Margherita Taylor  (born 26 April 1972) is an English TV and radio presenter. She is a freelancer with Global Group and currently presents on stations Smooth Radio and Classic FM.

Taylor studied media and communications at the University of Central England (now Birmingham City University), majoring in video production for her degree.

Radio
Taylor is of British, Trinidadian, Ghanaian and Danish heritage. Taylor started her career in broadcasting in 1993 when Birmingham based radio station BRMB offered her a slot as a DJ as part of a talent contest. She presented a weekend overnight show, but soon came to the attention of bosses at Capital London, BRMB's former sister station in London, and in 1994, was appointed presenter of weekend breakfast on the station, and provided cover for Capital's other presenters. She was the longest serving member of the on-air team.
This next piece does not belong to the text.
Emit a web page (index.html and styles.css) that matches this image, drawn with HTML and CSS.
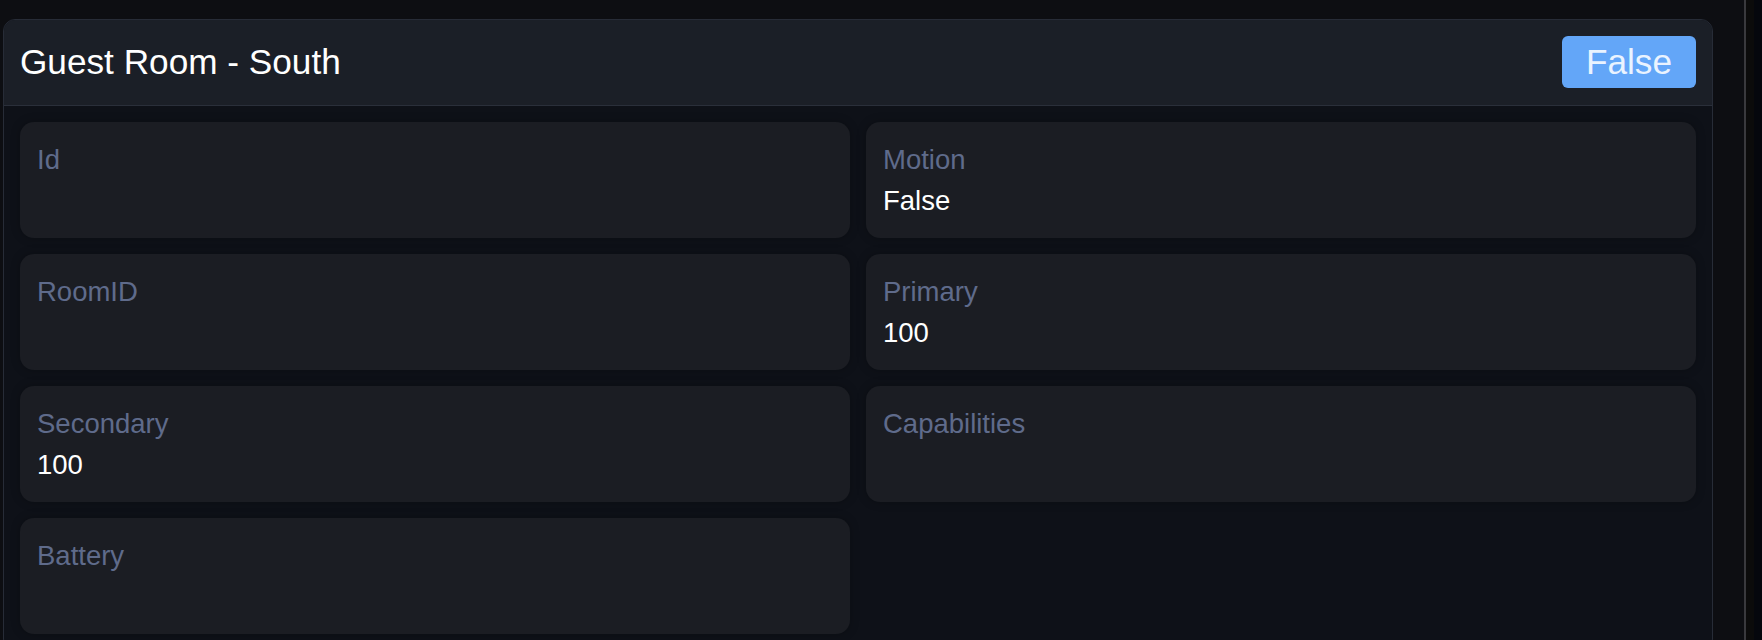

Taylor has presented an evening show on The Jazz; a radio station available on satellite, DAB and online. She could be heard on the Capital nine-station network presenting early weekend breakfast from 8 January until 31 December 2011.

Presently, Taylor presents on two Global Group radio stations: Smooth Classics on Classic FM each weeknight 2200–0100, along with Sunday afternoons from 1200–1600 and regular supply cover on Heart London and The Heart Network until March 2017. In March 2017 Taylor moved to Smooth London to present Sunday afternoons 2–6pm show, which is part of the Global Group

Taylor was appointed Member of the Order of the British Empire (MBE) in the 2022 New Year Honours for services to broadcasting and diversity.

Television
In March 1999, Taylor became one of the original presenters of the Channel 4 daytime teen-aimed show, T4, alongside Dermot O'Leary and later Vernon Kay. She left in January 2002.

She has acted as a contributor for Good Morning Britain, Lorraine, Countryfile, and This Morning on ITV, presenting competitions.

She began presenting Escape to the Country in 2016 on BBC One and has presented on Countryfile.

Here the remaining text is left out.